--- The input ---
>>>>>

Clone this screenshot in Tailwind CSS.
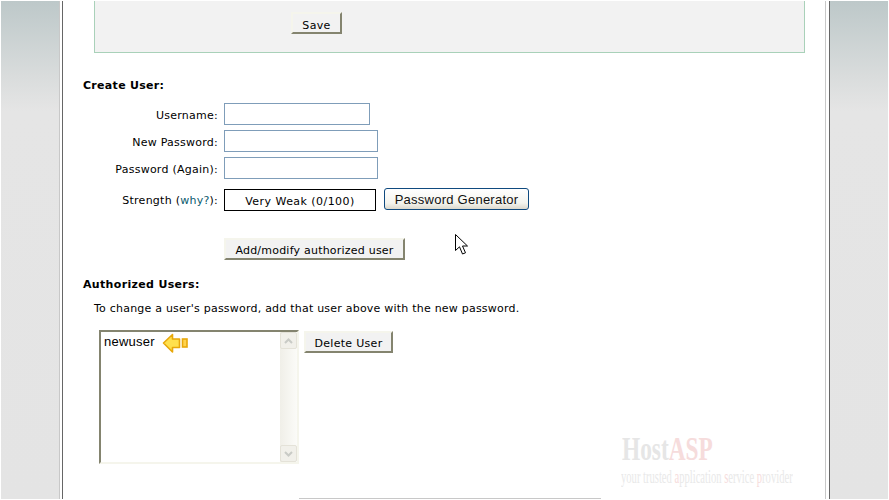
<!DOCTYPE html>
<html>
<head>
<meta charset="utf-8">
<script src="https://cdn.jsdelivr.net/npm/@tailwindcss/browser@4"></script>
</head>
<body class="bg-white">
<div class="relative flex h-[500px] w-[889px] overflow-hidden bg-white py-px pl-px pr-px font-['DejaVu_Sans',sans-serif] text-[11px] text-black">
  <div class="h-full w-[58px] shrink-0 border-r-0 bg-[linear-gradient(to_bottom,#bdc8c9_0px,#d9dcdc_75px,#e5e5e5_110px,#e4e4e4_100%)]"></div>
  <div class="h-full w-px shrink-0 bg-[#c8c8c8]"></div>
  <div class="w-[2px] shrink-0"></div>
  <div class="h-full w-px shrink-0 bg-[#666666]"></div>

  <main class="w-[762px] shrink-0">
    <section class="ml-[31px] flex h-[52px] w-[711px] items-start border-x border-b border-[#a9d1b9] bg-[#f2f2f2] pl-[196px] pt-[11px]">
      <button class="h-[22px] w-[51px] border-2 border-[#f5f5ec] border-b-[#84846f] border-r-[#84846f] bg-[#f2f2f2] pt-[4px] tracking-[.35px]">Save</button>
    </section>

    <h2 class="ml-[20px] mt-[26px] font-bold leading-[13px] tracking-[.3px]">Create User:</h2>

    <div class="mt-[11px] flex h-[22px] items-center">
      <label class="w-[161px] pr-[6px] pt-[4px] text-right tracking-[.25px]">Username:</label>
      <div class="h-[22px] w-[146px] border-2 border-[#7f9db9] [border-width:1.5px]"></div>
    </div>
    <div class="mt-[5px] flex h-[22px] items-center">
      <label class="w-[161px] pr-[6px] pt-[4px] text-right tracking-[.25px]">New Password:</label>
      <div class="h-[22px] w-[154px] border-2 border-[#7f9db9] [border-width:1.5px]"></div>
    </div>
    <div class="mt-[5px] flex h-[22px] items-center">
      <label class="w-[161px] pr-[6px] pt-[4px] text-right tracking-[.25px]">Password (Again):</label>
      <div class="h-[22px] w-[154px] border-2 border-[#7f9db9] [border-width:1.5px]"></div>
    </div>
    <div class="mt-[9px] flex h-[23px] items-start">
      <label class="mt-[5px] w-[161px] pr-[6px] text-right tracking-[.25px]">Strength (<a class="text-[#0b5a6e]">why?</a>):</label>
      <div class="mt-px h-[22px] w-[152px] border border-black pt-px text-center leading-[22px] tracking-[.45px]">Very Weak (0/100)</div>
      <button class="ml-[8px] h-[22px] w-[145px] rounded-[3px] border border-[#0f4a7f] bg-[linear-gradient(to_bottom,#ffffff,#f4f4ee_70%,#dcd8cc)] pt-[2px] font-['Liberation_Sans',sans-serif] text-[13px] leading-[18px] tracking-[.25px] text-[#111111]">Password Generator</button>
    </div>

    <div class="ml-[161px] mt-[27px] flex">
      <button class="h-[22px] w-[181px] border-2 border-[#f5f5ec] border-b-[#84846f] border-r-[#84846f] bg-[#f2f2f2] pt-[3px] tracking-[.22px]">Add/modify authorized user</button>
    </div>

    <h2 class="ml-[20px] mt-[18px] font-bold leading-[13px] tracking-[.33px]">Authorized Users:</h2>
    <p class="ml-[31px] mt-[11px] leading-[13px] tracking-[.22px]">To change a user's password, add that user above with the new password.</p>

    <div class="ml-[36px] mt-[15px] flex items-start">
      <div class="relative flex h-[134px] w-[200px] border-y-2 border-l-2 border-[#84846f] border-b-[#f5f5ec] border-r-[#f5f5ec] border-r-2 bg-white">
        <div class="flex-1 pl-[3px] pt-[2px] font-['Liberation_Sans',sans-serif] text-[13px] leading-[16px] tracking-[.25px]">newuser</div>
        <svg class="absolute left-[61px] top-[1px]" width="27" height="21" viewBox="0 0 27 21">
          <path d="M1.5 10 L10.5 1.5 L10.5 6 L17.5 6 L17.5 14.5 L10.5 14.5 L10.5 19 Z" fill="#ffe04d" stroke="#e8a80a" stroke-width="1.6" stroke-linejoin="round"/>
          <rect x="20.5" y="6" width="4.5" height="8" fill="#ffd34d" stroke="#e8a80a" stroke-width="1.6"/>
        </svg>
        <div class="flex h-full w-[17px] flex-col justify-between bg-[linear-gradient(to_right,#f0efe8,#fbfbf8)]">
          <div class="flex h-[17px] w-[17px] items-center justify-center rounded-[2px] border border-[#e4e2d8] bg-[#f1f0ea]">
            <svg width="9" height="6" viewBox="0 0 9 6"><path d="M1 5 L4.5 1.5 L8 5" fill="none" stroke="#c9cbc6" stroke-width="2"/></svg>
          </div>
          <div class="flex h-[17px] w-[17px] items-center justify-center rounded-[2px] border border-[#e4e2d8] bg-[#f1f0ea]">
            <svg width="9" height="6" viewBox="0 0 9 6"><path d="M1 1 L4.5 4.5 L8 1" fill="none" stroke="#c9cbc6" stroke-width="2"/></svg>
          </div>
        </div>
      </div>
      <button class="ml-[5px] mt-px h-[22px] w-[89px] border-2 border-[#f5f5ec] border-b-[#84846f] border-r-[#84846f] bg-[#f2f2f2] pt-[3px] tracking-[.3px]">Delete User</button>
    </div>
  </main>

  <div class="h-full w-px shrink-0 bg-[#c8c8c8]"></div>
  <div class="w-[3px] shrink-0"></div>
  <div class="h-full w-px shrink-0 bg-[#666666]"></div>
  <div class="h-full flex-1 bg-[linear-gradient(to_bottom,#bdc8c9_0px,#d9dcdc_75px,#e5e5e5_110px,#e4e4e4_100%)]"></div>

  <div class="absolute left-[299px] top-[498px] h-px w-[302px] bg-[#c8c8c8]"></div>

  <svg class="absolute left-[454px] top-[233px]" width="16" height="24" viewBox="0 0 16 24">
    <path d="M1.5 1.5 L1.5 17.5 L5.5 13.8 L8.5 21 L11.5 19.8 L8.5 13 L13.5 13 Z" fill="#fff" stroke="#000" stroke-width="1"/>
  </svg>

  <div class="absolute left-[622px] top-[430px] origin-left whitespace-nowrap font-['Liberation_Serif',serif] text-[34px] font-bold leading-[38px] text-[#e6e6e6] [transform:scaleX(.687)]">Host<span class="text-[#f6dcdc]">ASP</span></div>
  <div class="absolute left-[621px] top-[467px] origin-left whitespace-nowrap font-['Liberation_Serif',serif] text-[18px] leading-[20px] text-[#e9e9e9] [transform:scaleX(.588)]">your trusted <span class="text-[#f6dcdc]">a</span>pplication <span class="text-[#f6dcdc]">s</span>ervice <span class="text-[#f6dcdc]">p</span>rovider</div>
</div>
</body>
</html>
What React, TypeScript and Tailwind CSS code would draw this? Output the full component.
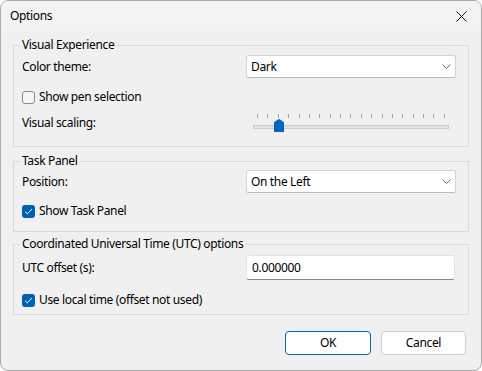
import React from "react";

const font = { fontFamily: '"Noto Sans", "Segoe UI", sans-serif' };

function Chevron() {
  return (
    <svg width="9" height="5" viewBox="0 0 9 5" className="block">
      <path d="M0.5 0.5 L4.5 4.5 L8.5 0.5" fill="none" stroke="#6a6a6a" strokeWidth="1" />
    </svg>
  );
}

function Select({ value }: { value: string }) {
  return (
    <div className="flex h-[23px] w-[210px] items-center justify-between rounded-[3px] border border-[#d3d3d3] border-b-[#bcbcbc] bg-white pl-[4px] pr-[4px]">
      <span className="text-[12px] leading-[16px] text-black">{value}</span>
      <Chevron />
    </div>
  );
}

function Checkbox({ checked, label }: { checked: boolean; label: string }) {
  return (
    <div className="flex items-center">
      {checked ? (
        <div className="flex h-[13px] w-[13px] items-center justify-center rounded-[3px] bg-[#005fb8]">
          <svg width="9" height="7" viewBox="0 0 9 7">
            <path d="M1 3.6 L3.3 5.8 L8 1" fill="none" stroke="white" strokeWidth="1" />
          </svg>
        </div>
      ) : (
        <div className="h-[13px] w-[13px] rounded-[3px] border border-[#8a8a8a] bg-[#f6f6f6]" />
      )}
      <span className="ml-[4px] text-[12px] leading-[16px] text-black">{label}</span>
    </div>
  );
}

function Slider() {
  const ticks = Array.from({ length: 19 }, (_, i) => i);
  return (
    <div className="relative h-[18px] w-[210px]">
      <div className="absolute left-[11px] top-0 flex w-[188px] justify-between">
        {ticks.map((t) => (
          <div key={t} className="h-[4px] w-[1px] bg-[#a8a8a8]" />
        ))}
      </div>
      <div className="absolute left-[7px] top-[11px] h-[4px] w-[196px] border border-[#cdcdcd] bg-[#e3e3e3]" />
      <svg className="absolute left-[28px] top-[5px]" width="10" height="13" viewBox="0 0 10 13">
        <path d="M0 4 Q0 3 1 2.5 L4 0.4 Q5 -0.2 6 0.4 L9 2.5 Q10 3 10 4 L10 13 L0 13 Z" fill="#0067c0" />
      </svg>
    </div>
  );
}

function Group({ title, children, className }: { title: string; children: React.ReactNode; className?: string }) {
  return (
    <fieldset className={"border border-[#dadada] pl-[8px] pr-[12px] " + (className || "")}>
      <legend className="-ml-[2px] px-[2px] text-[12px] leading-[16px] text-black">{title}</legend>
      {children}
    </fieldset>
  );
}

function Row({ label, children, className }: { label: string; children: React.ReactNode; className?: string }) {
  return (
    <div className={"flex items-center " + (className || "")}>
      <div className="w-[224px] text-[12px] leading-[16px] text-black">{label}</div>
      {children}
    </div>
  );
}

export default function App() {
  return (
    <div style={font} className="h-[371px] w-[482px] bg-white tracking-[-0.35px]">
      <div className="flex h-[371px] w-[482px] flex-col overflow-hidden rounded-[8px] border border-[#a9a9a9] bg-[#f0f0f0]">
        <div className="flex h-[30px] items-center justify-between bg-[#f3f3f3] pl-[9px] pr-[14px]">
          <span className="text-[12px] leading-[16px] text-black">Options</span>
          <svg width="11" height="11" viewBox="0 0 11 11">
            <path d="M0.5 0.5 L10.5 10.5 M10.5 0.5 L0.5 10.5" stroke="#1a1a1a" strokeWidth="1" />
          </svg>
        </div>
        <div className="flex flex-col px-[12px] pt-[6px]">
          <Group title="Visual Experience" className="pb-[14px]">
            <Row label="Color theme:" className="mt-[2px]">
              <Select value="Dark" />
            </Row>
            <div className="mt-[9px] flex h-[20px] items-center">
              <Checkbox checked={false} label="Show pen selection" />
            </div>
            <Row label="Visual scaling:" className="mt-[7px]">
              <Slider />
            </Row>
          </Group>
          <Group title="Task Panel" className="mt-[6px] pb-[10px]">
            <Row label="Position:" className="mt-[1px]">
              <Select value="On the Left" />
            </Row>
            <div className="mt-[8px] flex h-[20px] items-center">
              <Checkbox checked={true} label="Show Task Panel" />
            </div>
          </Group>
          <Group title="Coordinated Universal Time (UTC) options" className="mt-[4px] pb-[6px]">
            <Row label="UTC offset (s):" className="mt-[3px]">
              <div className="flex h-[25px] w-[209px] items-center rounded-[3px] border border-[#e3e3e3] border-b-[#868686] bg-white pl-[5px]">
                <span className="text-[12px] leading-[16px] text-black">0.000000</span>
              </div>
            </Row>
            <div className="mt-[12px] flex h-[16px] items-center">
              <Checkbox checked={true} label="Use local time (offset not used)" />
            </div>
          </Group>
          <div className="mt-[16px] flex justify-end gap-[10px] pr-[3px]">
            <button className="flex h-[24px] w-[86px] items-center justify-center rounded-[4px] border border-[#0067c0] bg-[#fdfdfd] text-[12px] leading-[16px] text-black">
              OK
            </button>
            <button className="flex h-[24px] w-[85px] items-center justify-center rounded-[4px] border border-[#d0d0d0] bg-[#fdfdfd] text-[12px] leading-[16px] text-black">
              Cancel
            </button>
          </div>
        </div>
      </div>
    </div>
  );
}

<<<<<

--- What to produce ---
Your task is to return the lines above, from the first one up to and including the line containing "mt-[26px] font-bold leading-[13px]", minus any pictures.

--- Solution for this task ---
Clone this screenshot in Tailwind CSS.
<!DOCTYPE html>
<html>
<head>
<meta charset="utf-8">
<script src="https://cdn.jsdelivr.net/npm/@tailwindcss/browser@4"></script>
</head>
<body class="bg-white">
<div class="relative flex h-[500px] w-[889px] overflow-hidden bg-white py-px pl-px pr-px font-['DejaVu_Sans',sans-serif] text-[11px] text-black">
  <div class="h-full w-[58px] shrink-0 border-r-0 bg-[linear-gradient(to_bottom,#bdc8c9_0px,#d9dcdc_75px,#e5e5e5_110px,#e4e4e4_100%)]"></div>
  <div class="h-full w-px shrink-0 bg-[#c8c8c8]"></div>
  <div class="w-[2px] shrink-0"></div>
  <div class="h-full w-px shrink-0 bg-[#666666]"></div>

  <main class="w-[762px] shrink-0">
    <section class="ml-[31px] flex h-[52px] w-[711px] items-start border-x border-b border-[#a9d1b9] bg-[#f2f2f2] pl-[196px] pt-[11px]">
      <button class="h-[22px] w-[51px] border-2 border-[#f5f5ec] border-b-[#84846f] border-r-[#84846f] bg-[#f2f2f2] pt-[4px] tracking-[.35px]">Save</button>
    </section>

    <h2 class="ml-[20px] mt-[26px] font-bold leading-[13px] tracking-[.3px]">Create User:</h2>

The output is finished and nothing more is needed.